begin DATASET EXTRACT

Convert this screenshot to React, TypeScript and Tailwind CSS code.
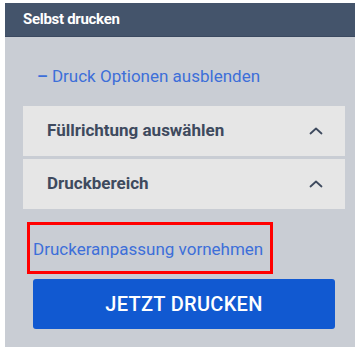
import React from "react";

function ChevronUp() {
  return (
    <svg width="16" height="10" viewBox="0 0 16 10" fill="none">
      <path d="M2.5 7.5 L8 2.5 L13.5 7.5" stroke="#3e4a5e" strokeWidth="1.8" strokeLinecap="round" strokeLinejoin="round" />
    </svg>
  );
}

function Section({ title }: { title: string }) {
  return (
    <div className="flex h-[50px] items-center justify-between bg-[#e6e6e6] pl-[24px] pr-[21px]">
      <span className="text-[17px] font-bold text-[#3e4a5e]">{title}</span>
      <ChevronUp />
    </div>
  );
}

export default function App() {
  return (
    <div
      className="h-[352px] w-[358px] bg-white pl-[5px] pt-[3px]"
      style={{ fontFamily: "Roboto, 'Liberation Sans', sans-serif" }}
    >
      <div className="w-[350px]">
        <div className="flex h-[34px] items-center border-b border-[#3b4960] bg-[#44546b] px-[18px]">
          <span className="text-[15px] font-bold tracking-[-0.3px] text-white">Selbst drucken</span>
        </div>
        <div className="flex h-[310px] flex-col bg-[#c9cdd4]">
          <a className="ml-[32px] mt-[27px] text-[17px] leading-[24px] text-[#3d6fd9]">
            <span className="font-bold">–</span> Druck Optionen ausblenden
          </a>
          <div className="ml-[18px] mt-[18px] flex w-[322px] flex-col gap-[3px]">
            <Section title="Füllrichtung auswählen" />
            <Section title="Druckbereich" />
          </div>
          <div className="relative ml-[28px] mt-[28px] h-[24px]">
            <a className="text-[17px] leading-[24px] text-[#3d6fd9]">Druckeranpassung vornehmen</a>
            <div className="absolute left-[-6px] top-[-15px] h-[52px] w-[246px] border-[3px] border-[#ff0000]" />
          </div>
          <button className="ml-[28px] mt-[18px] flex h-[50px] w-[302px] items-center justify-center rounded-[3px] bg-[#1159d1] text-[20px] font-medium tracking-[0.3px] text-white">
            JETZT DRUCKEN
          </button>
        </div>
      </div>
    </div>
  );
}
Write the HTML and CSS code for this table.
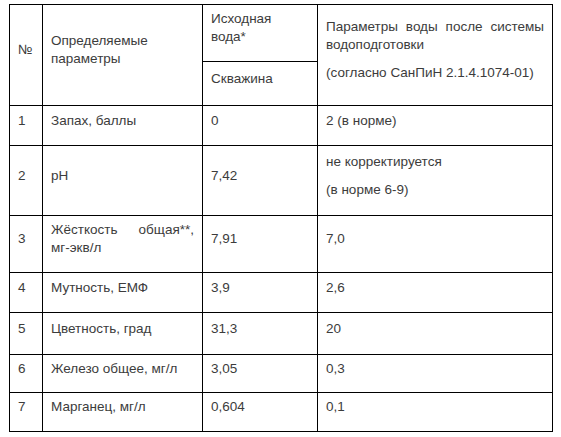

end DATASET EXTRACT

TASK REQUIREMENTS: Transcribe every entry above exactly. Omit all pictures.

CORRECT OUTPUT:
Convert this screenshot to React, TypeScript and Tailwind CSS code.
import React from "react";

function ChevronUp() {
  return (
    <svg width="16" height="10" viewBox="0 0 16 10" fill="none">
      <path d="M2.5 7.5 L8 2.5 L13.5 7.5" stroke="#3e4a5e" strokeWidth="1.8" strokeLinecap="round" strokeLinejoin="round" />
    </svg>
  );
}

function Section({ title }: { title: string }) {
  return (
    <div className="flex h-[50px] items-center justify-between bg-[#e6e6e6] pl-[24px] pr-[21px]">
      <span className="text-[17px] font-bold text-[#3e4a5e]">{title}</span>
      <ChevronUp />
    </div>
  );
}

export default function App() {
  return (
    <div
      className="h-[352px] w-[358px] bg-white pl-[5px] pt-[3px]"
      style={{ fontFamily: "Roboto, 'Liberation Sans', sans-serif" }}
    >
      <div className="w-[350px]">
        <div className="flex h-[34px] items-center border-b border-[#3b4960] bg-[#44546b] px-[18px]">
          <span className="text-[15px] font-bold tracking-[-0.3px] text-white">Selbst drucken</span>
        </div>
        <div className="flex h-[310px] flex-col bg-[#c9cdd4]">
          <a className="ml-[32px] mt-[27px] text-[17px] leading-[24px] text-[#3d6fd9]">
            <span className="font-bold">–</span> Druck Optionen ausblenden
          </a>
          <div className="ml-[18px] mt-[18px] flex w-[322px] flex-col gap-[3px]">
            <Section title="Füllrichtung auswählen" />
            <Section title="Druckbereich" />
          </div>
          <div className="relative ml-[28px] mt-[28px] h-[24px]">
            <a className="text-[17px] leading-[24px] text-[#3d6fd9]">Druckeranpassung vornehmen</a>
            <div className="absolute left-[-6px] top-[-15px] h-[52px] w-[246px] border-[3px] border-[#ff0000]" />
          </div>
          <button className="ml-[28px] mt-[18px] flex h-[50px] w-[302px] items-center justify-center rounded-[3px] bg-[#1159d1] text-[20px] font-medium tracking-[0.3px] text-white">
            JETZT DRUCKEN
          </button>
        </div>
      </div>
    </div>
  );
}
Write the HTML and CSS code for this table.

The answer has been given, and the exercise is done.